For them, it feels full circle.

“She has aged,” jokes Lily, “and I haven’t. We are on an even plane now.”

Karalee says working with her mentor is a dream come true. Over the years, as Karalee opened various restaurants (Poe’s Tavern, Taco Boy, Monza, Closed for Business), she would reflect on the lessons of Lily. “She was my tiger mom. She could do it all. She’d argue and haggle with vendors. I’d watch her, and she’d know everyone’s name. She could work the room. She’d yell at us, but she took care of people too.”

Lily, who admits that she yells quite a lot (“tough love”), thinks her father would approve of this business relationship. “My father was very intuitive and right about people,” says Lily.
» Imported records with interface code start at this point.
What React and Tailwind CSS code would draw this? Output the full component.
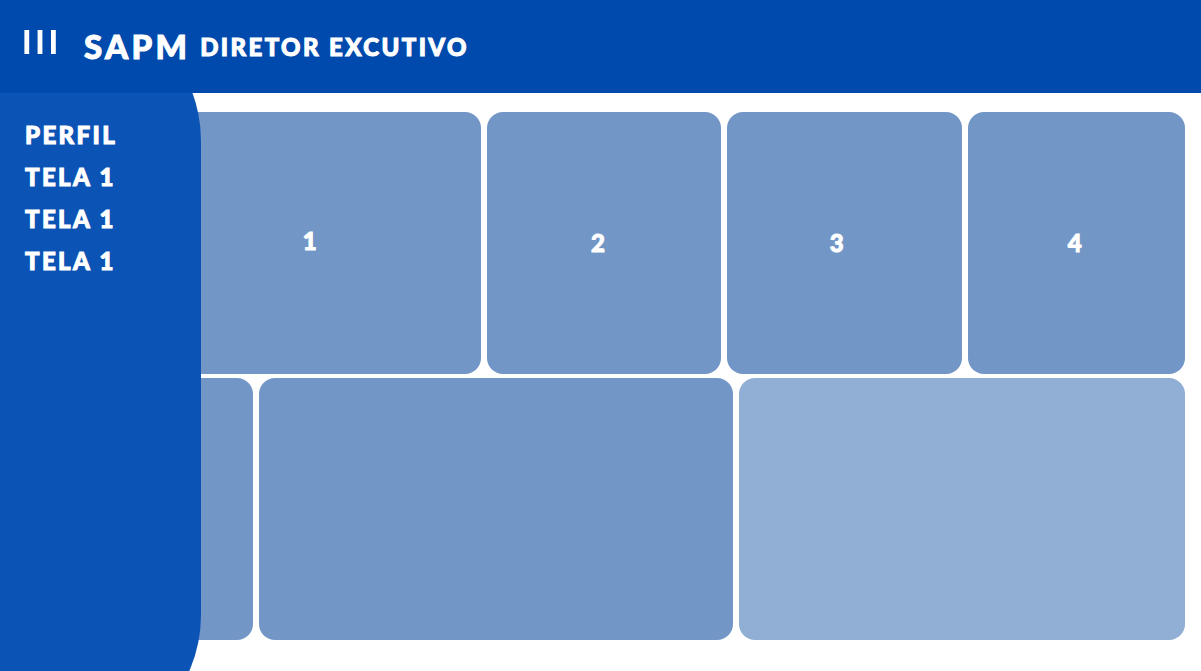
const links = ['PERFIL', 'TELA 1', 'TELA 1', 'TELA 1'];

function Card({ className = '', children }) {
  return (
    <section
      className={`flex items-center justify-center rounded-2xl text-2xl font-black text-white ${className}`}
    >
      {children}
    </section>
  );
}

export default function App() {
  return (
    <div className="flex min-h-screen flex-col bg-white font-['Lato',sans-serif] [-webkit-text-stroke:1px_white]">
      <header className="flex h-[93px] items-center bg-[#004aad] px-6 text-white">
        <button type="button" aria-label="Menu" className="mb-2.5 shrink-0">
          <svg width="32" height="24" viewBox="0 0 32 24" fill="currentColor" aria-hidden="true">
            <rect x="0.4" width="4.8" height="24" />
            <rect x="13.6" width="4.8" height="24" />
            <rect x="27" width="4.8" height="24" />
          </svg>
        </button>
        <h1 className="ml-7 flex items-center gap-2.5 whitespace-nowrap font-black">
          <span className="text-[33px] tracking-widest">SAPM</span>
          <span className="text-2xl tracking-widest">DIRETOR EXCUTIVO</span>
        </h1>
      </header>

      <div className="flex flex-1">
        <aside className="z-10 flex w-[201px] shrink-0 flex-col overflow-hidden">
          <nav className="-mt-[92px] -mb-[84px] flex-1 rounded-r-[140px] bg-[#0b53b5] pt-[113px] pl-[25px]">
            <ul>
              {links.map((label, index) => (
                <li key={index}>
                  <a
                    href="#"
                    className="block text-2xl leading-[42px] font-black tracking-widest text-white"
                  >
                    {label}
                  </a>
                </li>
              ))}
            </ul>
          </nav>
        </aside>

        <main className="-ml-[62px] flex flex-1 flex-col gap-1 pt-[19px] pr-4 pb-[31px]">
          <div className="grid flex-1 grid-cols-[342fr_235fr_235fr_217fr] gap-1.5">
            <Card className="bg-[#7296c6] pb-1">1</Card>
            <Card className="bg-[#7296c6] pr-3">2</Card>
            <Card className="bg-[#7296c6] pr-4">3</Card>
            <Card className="bg-[#7296c6] pr-1">4</Card>
          </div>
          <div className="grid flex-1 grid-cols-[114fr_474fr_446fr] gap-1.5">
            <Card className="bg-[#7296c6]" />
            <Card className="bg-[#7296c6]" />
            <Card className="bg-[#91aed5]" />
          </div>
        </main>
      </div>
    </div>
  );
}
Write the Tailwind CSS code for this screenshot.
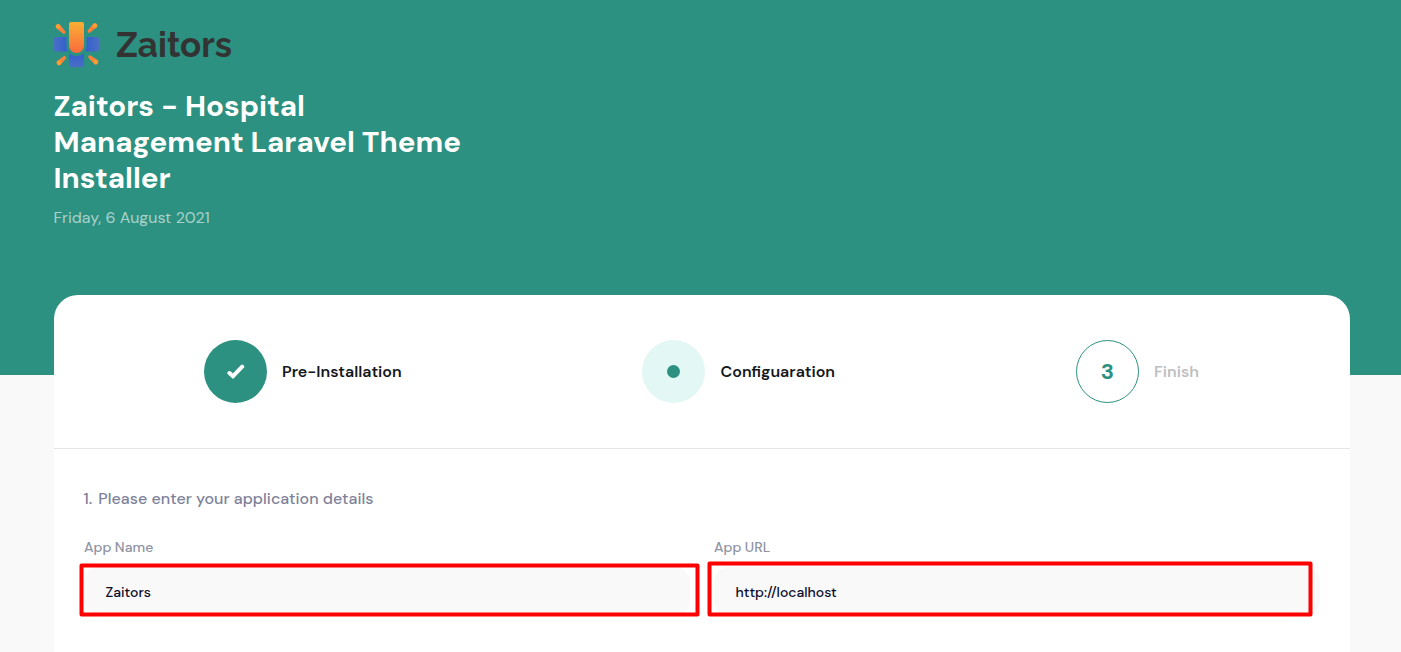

And he liked Karalee a lot — thought she was spunky — telling Lily she should probably yell at Karalee less.

When the two reconnected with a phone call after the Lees relocated to Seattle and lost touch with everybody, Lily was a bit surprised when Karalee told her that she was her inspiration, her mentor, and how she wanted to bring her to Charleston to consult on a project.

“Really? I thought,” says Lily. “After all the yelling?”

A visit to Charleston helped their relationship evolve into an adult female friendship of equal standing. Lily chose to stay at Karalee’s apartment, and the two spent lots of time together. Karalee remembers lying on the bed, chatting like sisters. “She made me feel so comfortable,” says Karalee, “despite my feeling so intimated by her.”

Today, that mature relationship is in full effect. The two work efficiently together, making sure the kitchen at Lee Lee’s is running smoothly and the customers are being taken care of out front. Karalee isn’t afraid to go toe-to-toe, making a strong argument against having a television in the small dining room.

“I texted her one word: Mute?” says Lily, to which Karalee quickly responds, “There will never be a TV in here.”

Lily laughs and promises she is not done with the subject.

“She might have blonde hair and blue eyes, but she thinks like a Chinese.”

Lee’s Lee’s is the first restaurant these two have opened together, but it counts as 16 in their collective experience. Lily brought her cooks with her from Seattle, where she most recently ran Watercress Bistro. That was an essential part to making this venture happen. Both Lily and Karalee are determined to fill a hole in the market, serving Chinese food that’s true to form and not watered down for sensitive Southern palates.